TUFTS UNIVERSITY plans to give some of its students an important financial break. Undergraduates, graduate students, and alumni who agree to work in the nonprofit sector can apply for help to pay off their student loans. Tufts is investing $500,000 a year in the needs-based program.
It's a wise incentive that should help many students, including the undergraduates who leave the school with an average debt of $14,400 to cover the school's annual $48,000 cost for undergraduates. The loan forgiveness program also adds heft to Tufts' ongoing commitment to civic education and engagement. In 2000, Tufts started the Jonathan M. Tisch College of Citizenship and Public Service to help students, alumni, and faculty engage in public work.
Now Tisch is measuring its success by tracking students in the college classes of 2007, '08, '09, and '10 to study the links between their college experiences and their later professional activities. The study is looking at demographics, including gender, ethnicity, and financial aid status, as well as attitudes and post-college experiences.
Forgiveness of at least part of their debt should help more students commit to careers in teaching, human services, and other areas. Tufts plans to spread the money widely, helping large numbers of students with portions of their debt. Students and alumni can start applying next semester for awards that will probably be made in the fall of 2008, according to a university spokeswoman. Recipients will have to reapply for support each year.
Although the program hasn't started yet, it's not too soon to think about how it might evolve. One challenge that Tufts and other colleges should take on is how to foster longevity, encouraging people to stay in nonprofit careers for stints of five to 10 years and beyond, so that they don't just dabble in nonprofit work for two or three years before moving on to higher-paying, for-profit careers.
For example, if students are going to work in demanding communities or school settings, their college could prepare them for what they'll face through visits to communities and schools - and support them as they work. Too many well-meaning young graduates have fled the difficulties of urban teaching or other positions because they get inadequate training and little help on the job.

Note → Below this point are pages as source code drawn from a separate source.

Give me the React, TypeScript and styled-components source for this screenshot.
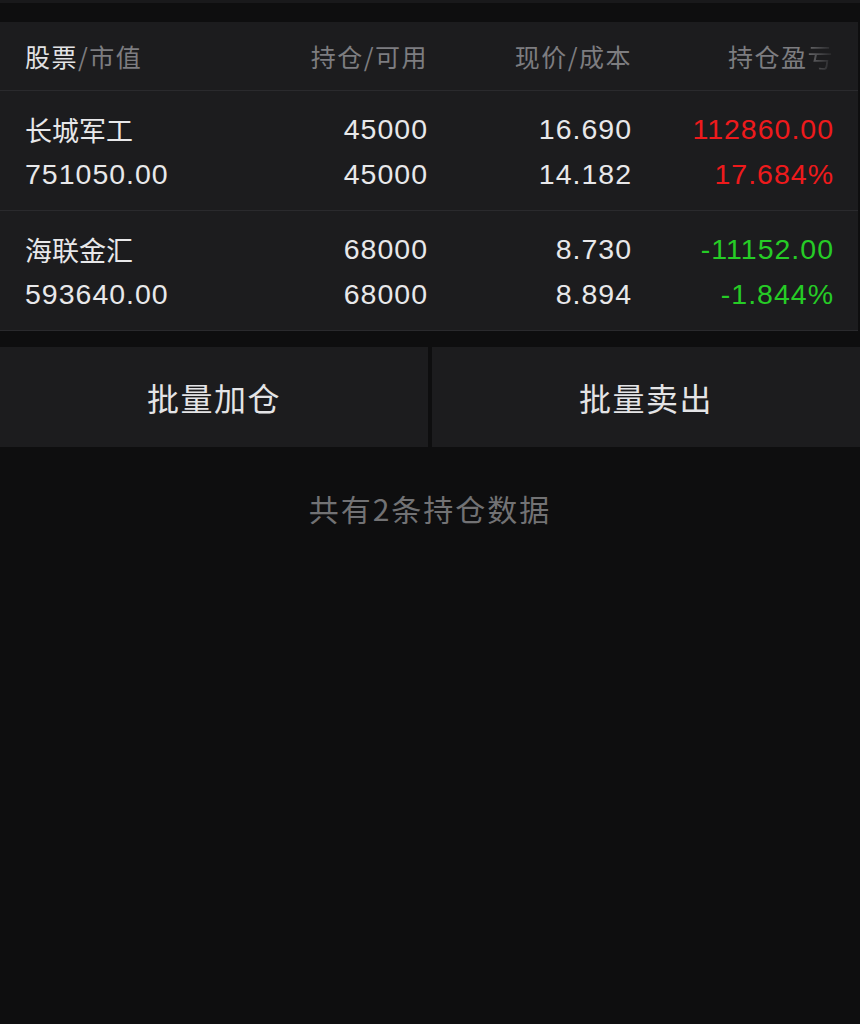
import React from "react";
import styled, { createGlobalStyle } from "styled-components";

const GlobalStyle = createGlobalStyle`
  html, body {
    margin: 0;
    padding: 0;
    background: #0e0e0f;
  }
  body {
    font-family: "Liberation Sans", "Noto Sans CJK SC", sans-serif;
    -webkit-font-smoothing: antialiased;
  }
`

const Page = styled.div`
  width: 860px;
  min-height: 1024px;
  background: #0e0e0f;
  display: flex;
  flex-direction: column;
`

const TopStrip = styled.div`
  height: 3px;
  background: #19191b;
  margin-bottom: 19px;
`

const Table = styled.div`
  background: #1c1c1e;
  margin-right: 2px;
`

const Row = styled.div<{ $header?: boolean }>`
  display: grid;
  grid-template-columns: 1fr 208px 204px 202px;
  padding: ${p => p.$header ? "0 24px 0 25px" : "16px 24px 13px 25px"};
  height: ${p => p.$header ? "68px" : "auto"};
  align-items: center;
  border-bottom: 1px solid #2a2a2d;
`

const Cell = styled.div<{ $right?: boolean }>`
  display: flex;
  flex-direction: column;
  align-items: ${p => p.$right ? "flex-end" : "flex-start"};
`

const HeadText = styled.div`
  font-family: "Noto Sans CJK SC", sans-serif;
  font-size: 25px;
  letter-spacing: 1.5px;
  color: #7d7d80;
  white-space: nowrap;
`

const HeadMain = styled.span`
  color: #e2e2e4;
`

const Fade = styled.span`
  background: linear-gradient(90deg, #6a6a6d 0%, rgba(40, 40, 42, 0.4) 100%);
  -webkit-background-clip: text;
  background-clip: text;
  color: transparent;
`

const Line = styled.div<{ $tone?: "up" | "down" }>`
  font-family: "Liberation Sans", "Noto Sans CJK SC", sans-serif;
  font-size: 28.5px;
  letter-spacing: 1px;
  line-height: 45px;
  height: 45px;
  white-space: nowrap;
  color: ${p => p.$tone === "up" ? "#ee1a1c" : p.$tone === "down" ? "#26cc26" : "#e8e8ea"};
`

const Name = styled(Line)`
  font-family: "Noto Sans CJK SC", sans-serif;
  font-size: 27px;
  letter-spacing: 0;
`

const Actions = styled.div`
  display: grid;
  grid-template-columns: 428px 1fr;
  column-gap: 4px;
  margin-top: 16px;
`

const ActionButton = styled.button`
  height: 100px;
  border: none;
  background: #1c1c1e;
  color: #e4e4e6;
  font-family: "Noto Sans CJK SC", sans-serif;
  font-size: 32px;
  letter-spacing: 1.5px;
  cursor: pointer;
  padding: 0;
`

const Summary = styled.div`
  text-align: center;
  margin-top: 39px;
  font-family: "Noto Sans CJK SC", sans-serif;
  font-size: 30px;
  letter-spacing: 2px;
  color: #727274;
`

interface Holding {
  name: string;
  value: string;
  qty: string;
  avail: string;
  price: string;
  cost: string;
  pnl: string;
  pnlPct: string;
}

const holdings: Holding[] = [
  { name: "长城军工", value: "751050.00", qty: "45000", avail: "45000", price: "16.690", cost: "14.182", pnl: "112860.00", pnlPct: "17.684%" },
  { name: "海联金汇", value: "593640.00", qty: "68000", avail: "68000", price: "8.730", cost: "8.894", pnl: "-11152.00", pnlPct: "-1.844%" },
];

export default function App(): JSX.Element {
  return (
    <Page>
      <GlobalStyle />
      <TopStrip />
      <Table>
        <Row $header>
          <Cell><HeadText><HeadMain>股票</HeadMain>/市值</HeadText></Cell>
          <Cell $right><HeadText>持仓/可用</HeadText></Cell>
          <Cell $right><HeadText>现价/成本</HeadText></Cell>
          <Cell $right><HeadText>持仓盈<Fade>亏</Fade></HeadText></Cell>
        </Row>
        {holdings.map(h => {
          const tone = h.pnl.startsWith("-") ? "down" : "up";
          return (
            <Row key={h.name}>
              <Cell>
                <Name>{h.name}</Name>
                <Line>{h.value}</Line>
              </Cell>
              <Cell $right>
                <Line>{h.qty}</Line>
                <Line>{h.avail}</Line>
              </Cell>
              <Cell $right>
                <Line>{h.price}</Line>
                <Line>{h.cost}</Line>
              </Cell>
              <Cell $right>
                <Line $tone={tone}>{h.pnl}</Line>
                <Line $tone={tone}>{h.pnlPct}</Line>
              </Cell>
            </Row>
          );
        })}
      </Table>
      <Actions>
        <ActionButton>批量加仓</ActionButton>
        <ActionButton>批量卖出</ActionButton>
      </Actions>
      <Summary>共有2条持仓数据</Summary>
    </Page>
  );
}
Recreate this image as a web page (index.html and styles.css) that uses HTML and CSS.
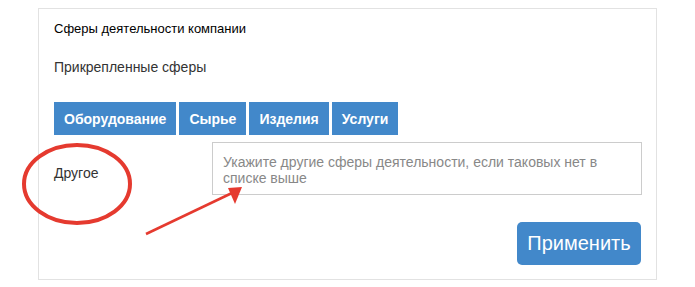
FILE: index.html
```html
<!DOCTYPE html>
<html lang="ru">
<head>
    <meta charset="UTF-8">
    <title>Сферы деятельности компании</title>
    <link rel="stylesheet" href="styles.css">
</head>
<body>

    <div class="panel">
        <div class="panel-title">Сферы деятельности компании</div>

        <div class="section-label">Прикрепленные сферы</div>

        <div class="sphere-list">
            <button class="sphere-button">Оборудование</button>
            <button class="sphere-button">Сырье</button>
            <button class="sphere-button">Изделия</button>
            <button class="sphere-button">Услуги</button>
        </div>

        <div class="form-row">
            <label class="form-label" for="other">Другое</label>
            <textarea id="other" class="form-input" placeholder="Укажите другие сферы деятельности, если таковых нет в списке выше"></textarea>
        </div>

        <div class="form-actions">
            <button class="apply-button">Применить</button>
        </div>
    </div>

    <!-- annotation drawn over the screenshot -->
    <svg class="annotation" width="695" height="287" viewBox="0 0 695 287">
        <ellipse cx="77" cy="184" rx="53" ry="39" fill="none" stroke="#e53a2f" stroke-width="4"/>
        <line x1="146" y1="234" x2="232" y2="193" stroke="#e53a2f" stroke-width="2.5"/>
        <polygon points="242,187 228,188 235,204" fill="#e53a2f"/>
    </svg>

</body>
</html>
```

FILE: styles.css
```css
body {
    font-family: "Liberation Sans", Arial, sans-serif;
    background-color: #fff;
    margin: 0;
    padding: 0;
    position: relative;
}

.panel {
    margin: 8px 0 0 38px;
    width: 588px;
    height: 244px;
    border: 1px solid #e2e2e2;
    padding: 12px 14px 14px 15px;
    color: #333;
}

.panel-title {
    font-size: 13px;
    line-height: 15px;
    color: #000;
}

.section-label {
    margin-top: 23px;
    font-size: 14px;
    line-height: 16px;
}

.sphere-list {
    display: flex;
    gap: 3px;
    margin-top: 27px;
}

    .sphere-button {
        height: 33px;
        padding: 0 10px;
        border: none;
        background: #4288ca;
        color: #fff;
        font-family: inherit;
        font-size: 14px;
        font-weight: bold;
    }

.form-row {
    display: flex;
    margin-top: 7px;
}

    .form-label {
        width: 158px;
        padding-top: 23px;
        font-size: 14px;
        line-height: 16px;
    }

    .form-input {
        width: 430px;
        height: 53px;
        box-sizing: border-box;
        margin: 0;
        padding: 11px 10px 0;
        border: 1px solid #ccc;
        resize: none;
        font-family: inherit;
        font-size: 14px;
        line-height: 16px;
    }

        .form-input::placeholder {
            color: #888;
        }

.form-actions {
    display: flex;
    justify-content: flex-end;
    margin-top: 27px;
    padding-right: 1px;
}

.apply-button {
    width: 124px;
    height: 43px;
    border: none;
    border-radius: 5px;
    background: #4288ca;
    color: #fff;
    font-family: inherit;
    font-size: 20px;
}

.annotation {
    position: absolute;
    left: 0;
    top: 0;
    pointer-events: none;
}
```
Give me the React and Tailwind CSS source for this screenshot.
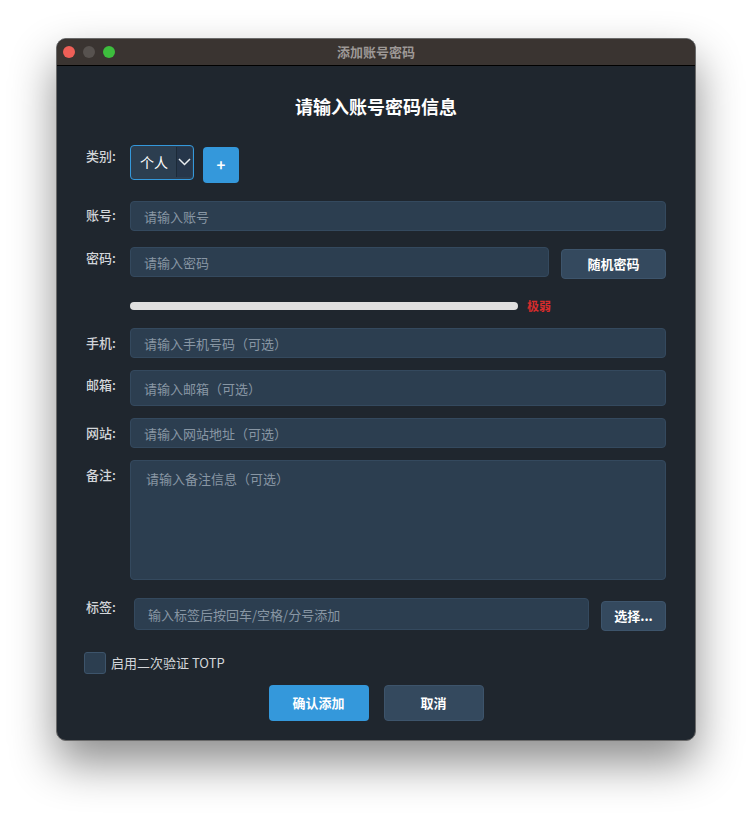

As such approaches evolve, colleges should observe each other so that they can quickly borrow each other's best strategies.
Tufts deserves credit for encouraging its graduates to do work that creates better schools, communities, and healthcare services. It's an interesting reinterpretation of America's commitment to the pursuit of happiness: One shouldn't settle for pursuing one's own happiness when there's a whole world waiting to be improved.